2004 Zenith Fellows Award

A prime suspect in Alzheimer’s disease is beta-amyloid, a tiny protein fragment that tends to clump together in the brain. Some form of beta-amyloid accumulation may have a toxic effect that causes the breakdown of cell-to-cell communication and the loss of cells.

Beta-amyloid is clipped from its parent molecule in a two-stage process. The second cut is made by a cluster of proteins called gamma-secretase. One potential therapeutic strategy for slowing or stopping disease processes in Alzheimer’s disease is to block the activity of gamma-secretase.

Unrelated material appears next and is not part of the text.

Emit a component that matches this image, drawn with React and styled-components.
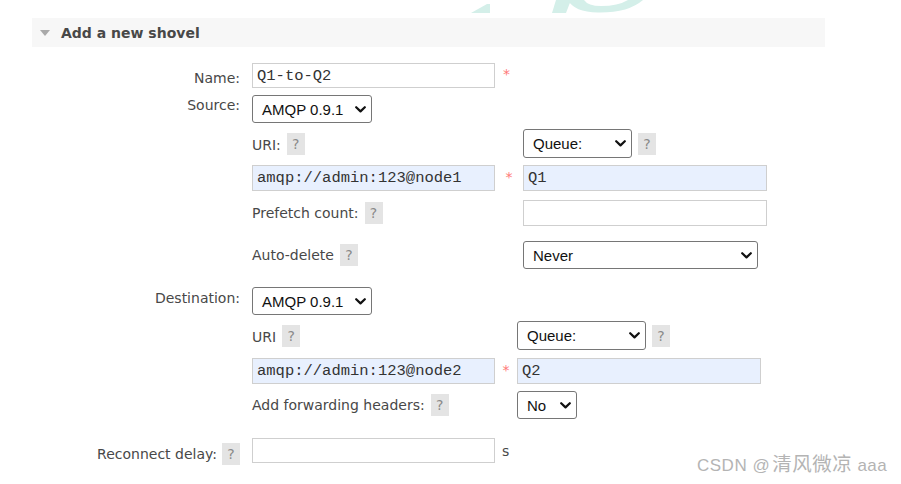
import React from "react";
import styled, { createGlobalStyle } from "styled-components";

const Global = createGlobalStyle`
  html, body { margin: 0; padding: 0; background: #fff; }
  body { width: 901px; height: 484px; overflow: hidden; position: relative; }
`;

const Page = styled.div`
  position: relative;
  width: 901px;
  height: 484px;
  padding: 18px 0 0 32px;
  box-sizing: border-box;
  font-family: "DejaVu Sans", Verdana, sans-serif;
  font-size: 14px;
  color: #484848;
`;

const TopMark = styled.svg`
  position: absolute;
  left: 0;
  top: 0;
`;

const Header = styled.div`
  width: 793px;
  height: 29px;
  background: #f7f7f7;
  display: flex;
  align-items: center;
  gap: 11px;
  padding-left: 8px;
  box-sizing: border-box;
  font-weight: bold;
  font-size: 14px;
  color: #484848;
`;

const Triangle = styled.span`
  width: 0;
  height: 0;
  border-left: 5px solid transparent;
  border-right: 5px solid transparent;
  border-top: 6px solid #a9a9a9;
  margin-top: 1px;
`;

const Form = styled.div`
  display: flex;
  flex-direction: column;
`;

const Field = styled.div`
  display: grid;
  grid-template-columns: 208px auto;
  column-gap: 12px;
  margin-top: ${(p) => p.$mt}px;
`;

const Label = styled.div`
  display: flex;
  justify-content: flex-end;
  align-items: ${(p) => (p.$center ? "center" : "flex-start")};
  align-self: start;
  padding-top: ${(p) => p.$pt}px;
  line-height: 16px;
  gap: 5px;
`;

const Cell = styled.div`
  display: flex;
  align-items: ${(p) => (p.$align || "center")};
  gap: ${(p) => p.$gap ?? 6}px;
`;

const SubRow = styled.div`
  display: grid;
  grid-template-columns: 243px ${(p) => p.$star}px auto;
  align-items: center;
  height: ${(p) => p.$h}px;
  margin-top: ${(p) => p.$mt || 0}px;
`;

const Text = styled.span`
  line-height: 16px;
  padding-top: ${(p) => p.$pt || 0}px;
`;

const Help = styled.span`
  display: inline-flex;
  align-items: center;
  justify-content: center;
  width: 18px;
  height: 22px;
  background: #e4e4e4;
  color: #8a8a8a;
  font-size: 14px;
`;

const Input = styled.input`
  box-sizing: border-box;
  width: ${(p) => p.$w}px;
  height: ${(p) => p.$h || 26}px;
  margin: 0;
  border: 1px solid #cfcfcf;
  background: ${(p) => (p.$filled ? "#e8f0fe" : "#fff")};
  padding: 0 0 0 4px;
  font-family: "Liberation Mono", "Courier New", monospace;
  font-size: 15.5px;
  color: #333;
  outline: none;
`;

const Star = styled.span`
  color: #f77;
  font-size: 14px;
  line-height: 14px;
  align-self: start;
  justify-self: center;
  padding-top: ${(p) => p.$pt ?? 5}px;
`;

const Select = styled.div`
  box-sizing: border-box;
  width: ${(p) => p.$w}px;
  height: ${(p) => p.$h || 28}px;
  border: 1px solid #767676;
  border-radius: 3px;
  background: #fff;
  display: flex;
  align-items: center;
  justify-content: space-between;
  padding: 0 5px 0 9px;
  font-family: "Liberation Sans", Arial, sans-serif;
  font-size: 15px;
  color: #111;
`;

const Unit = styled.span`
  margin-left: 7px;
  padding-top: 5px;
  color: #484848;
`;

const Watermark = styled.div`
  position: absolute;
  left: 697px;
  top: 454px;
  font-family: "Liberation Sans", "Noto Sans CJK SC", sans-serif;
  font-size: 17px;
  letter-spacing: 0.5px;
  color: #b4b4b4;
  white-space: nowrap;
`;

const Cjk = styled.span`
  font-family: "Noto Sans CJK SC", sans-serif;
  font-size: 19.5px;
  line-height: 17px;
  margin-left: 2px;
`;

const Chevron = () => (
  <svg width="11" height="7" viewBox="0 0 11 7">
    <polyline points="1.2,1.2 5.5,5.4 9.8,1.2" fill="none" stroke="#111" strokeWidth="2.2" strokeLinecap="round" strokeLinejoin="round" />
  </svg>
);

const Sel = ({ w, h, children }) => (
  <Select $w={w} $h={h}>
    <span>{children}</span>
    <Chevron />
  </Select>
);

export default function App() {
  return (
    <Page>
      <Global />
      <TopMark width="901" height="16" viewBox="0 0 901 16">
        <g fill="#d4efe9">
          <polygon points="471,13 487,4 490,4 490,13" />
          <polygon points="556,0 571,0 566,13 552,13" />
          <path d="M568,0 Q574,12 598,12.5 Q628,13 643,0 L628,0 Q618,6 601,6 Q588,6 584,0 Z" />
        </g>
      </TopMark>

      <Header>
        <Triangle />
        <span>Add a new shovel</span>
      </Header>

      <Form>
        <Field $mt={16}>
          <Label $pt={7}>Name:</Label>
          <Cell $align="flex-start" $gap={0}>
            <Input $w={243} $h={25} readOnly value="Q1-to-Q2" />
            <Star $pt={4} style={{ marginLeft: 8 }}>*</Star>
          </Cell>
        </Field>

        <Field $mt={7}>
          <Label $pt={2}>Source:</Label>
          <Cell>
            <Sel w={120}>AMQP 0.9.1</Sel>
          </Cell>
        </Field>

        <Field $mt={6}>
          <div />
          <div>
            <SubRow $star={28} $h={29}>
              <Cell><Text $pt={2}>URI:</Text><Help>?</Help></Cell>
              <span />
              <Cell><Sel w={109} h={29}>Queue:</Sel><Help>?</Help></Cell>
            </SubRow>
            <SubRow $star={28} $h={26} $mt={7}>
              <Input $w={243} $filled readOnly value="amqp://admin:123@node1" />
              <Star>*</Star>
              <Input $w={244} $filled readOnly value="Q1" />
            </SubRow>
            <SubRow $star={28} $h={26} $mt={9}>
              <Cell><Text>Prefetch count:</Text><Help>?</Help></Cell>
              <span />
              <Input $w={244} readOnly value="" />
            </SubRow>
            <SubRow $star={28} $h={28} $mt={15}>
              <Cell><Text>Auto-delete</Text><Help>?</Help></Cell>
              <span />
              <Sel w={235}>Never</Sel>
            </SubRow>
          </div>
        </Field>

        <Field $mt={18}>
          <Label $pt={3}>Destination:</Label>
          <Cell>
            <Sel w={120}>AMQP 0.9.1</Sel>
          </Cell>
        </Field>

        <Field $mt={6}>
          <div />
          <div>
            <SubRow $star={22} $h={29}>
              <Cell><Text $pt={2}>URI</Text><Help>?</Help></Cell>
              <span />
              <Cell><Sel w={129} h={29}>Queue:</Sel><Help>?</Help></Cell>
            </SubRow>
            <SubRow $star={22} $h={26} $mt={8}>
              <Input $w={243} $filled readOnly value="amqp://admin:123@node2" />
              <Star>*</Star>
              <Input $w={244} $filled readOnly value="Q2" />
            </SubRow>
            <SubRow $star={22} $h={28} $mt={7}>
              <Cell><Text>Add forwarding headers:</Text><Help>?</Help></Cell>
              <span />
              <Sel w={60}>No</Sel>
            </SubRow>
          </div>
        </Field>

        <Field $mt={19}>
          <Label $pt={5} $center>
            <span>Reconnect delay:</span>
            <Help>?</Help>
          </Label>
          <Cell $align="flex-start" $gap={0}>
            <Input $w={243} $h={25} readOnly value="" />
            <Unit>s</Unit>
          </Cell>
        </Field>
      </Form>

      <Watermark>CSDN @<Cjk>清风微凉</Cjk> aaa</Watermark>
    </Page>
  );
}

Philip Wong, Ph.D., and his colleagues have designed a set of studies with mice to determine to what extent beta-amyloid production can be slowed or stopped and to what extent the brain can repair itself and restore damaged cells to normal activity. The mice, which are genetically engineered to carry two human Alzheimer-causing genes, serve as models of Alzheimer’s disease processes.

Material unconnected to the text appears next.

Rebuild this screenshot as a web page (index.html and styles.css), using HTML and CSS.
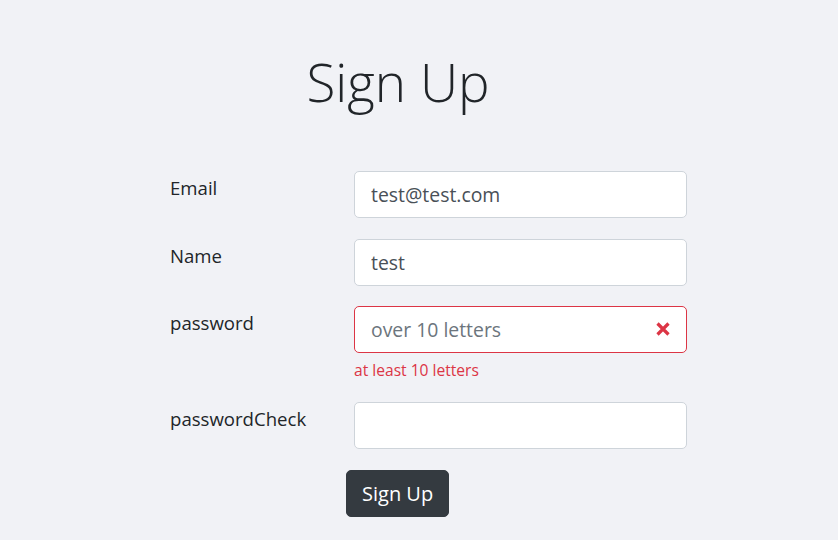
FILE: index.html
```html
<!DOCTYPE html>
<html lang="ko">
<head>
<meta charset="utf-8">
<title>Sign Up</title>
<link rel="stylesheet" href="styles.css">
</head>
<body>
<main class="page">
  <h1 class="title">Sign Up</h1>
  <form class="form">
    <label class="label" for="email">Email</label>
    <div class="field">
      <input class="input" id="email" type="text" value="test@test.com">
    </div>

    <label class="label" for="name">Name</label>
    <div class="field">
      <input class="input" id="name" type="text" value="test">
    </div>

    <label class="label" for="password">password</label>
    <div class="field">
      <div class="input-wrap">
        <input class="input input-invalid" id="password" type="password" placeholder="over 10 letters">
        <svg class="invalid-icon" width="14" height="14" viewBox="0 0 14 14" aria-hidden="true">
          <path d="M1.5 1.5 L12.5 12.5 M12.5 1.5 L1.5 12.5" stroke="#dc3545" stroke-width="3.2" stroke-linecap="butt"/>
        </svg>
      </div>
      <div class="feedback">at least 10 letters</div>
    </div>

    <label class="label" for="passwordCheck">passwordCheck</label>
    <div class="field">
      <input class="input" id="passwordCheck" type="password">
    </div>

    <div class="actions">
      <button class="btn" type="button">Sign Up</button>
    </div>
  </form>
</main>
</body>
</html>
```
FILE: styles.css
```css
html, body {
  margin: 0;
  padding: 0;
}

body {
  background: #f1f2f6;
  color: #212529;
  font-family: "Open Sans", "Noto Sans CJK KR", sans-serif;
  width: 838px;
  height: 540px;
  overflow: hidden;
}

.page {
  width: 517px;
  margin-left: 170px;
  padding-top: 50px;
}

.title {
  margin: 0 61px 0 0;
  font-size: 53px;
  font-weight: 300;
  line-height: 64px;
  text-align: center;
  color: #212529;
}

.form {
  margin-top: 57px;
  display: grid;
  grid-template-columns: 184px 333px;
  row-gap: 20.5px;
  align-items: start;
}

.label {
  font-size: 18.6px;
  line-height: 27px;
  padding-top: 3px;
  color: #212529;
}

.field {
  display: flex;
  flex-direction: column;
}

.input-wrap {
  position: relative;
}

.input {
  box-sizing: border-box;
  width: 333px;
  height: 47px;
  margin: 0;
  padding: 0 16px;
  border: 1px solid #ced4da;
  border-radius: 5px;
  background: #fff;
  font-family: inherit;
  font-size: 19.4px;
  color: #495057;
  outline: none;
  display: block;
}

.input::placeholder {
  color: #6c757d;
  opacity: 1;
}

.input-invalid {
  border-color: #dc3545;
  padding-right: 44px;
}

.invalid-icon {
  position: absolute;
  right: 17px;
  top: 16px;
}

.feedback {
  margin-top: 6px;
  font-size: 15.6px;
  line-height: 22px;
  color: #dc3545;
}

.actions {
  grid-column: 1 / span 2;
  padding-left: 176px;
  margin-top: 1px;
}

.btn {
  box-sizing: border-box;
  height: 47px;
  padding: 0 15px;
  border: 1px solid #343a40;
  border-radius: 5px;
  background: #343a40;
  color: #fff;
  font-family: inherit;
  font-size: 20px;
  line-height: 45px;
  cursor: pointer;
}
```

In a series of tests, the investigators will inhibit the activity of the gamma-secretase complex by targeting one of its proteins at a time. Using a specially designed genetic “switch,” they will shut off production of a protein and assess the subsequent outcome in beta-amyloid production, as well as the repair of damaged cells and communication networks in the brain. The findings may provide a clearer picture of the biological outcomes of gamma-secretase inhibition and enhance the development of safe and effective anti-amyloid treatments.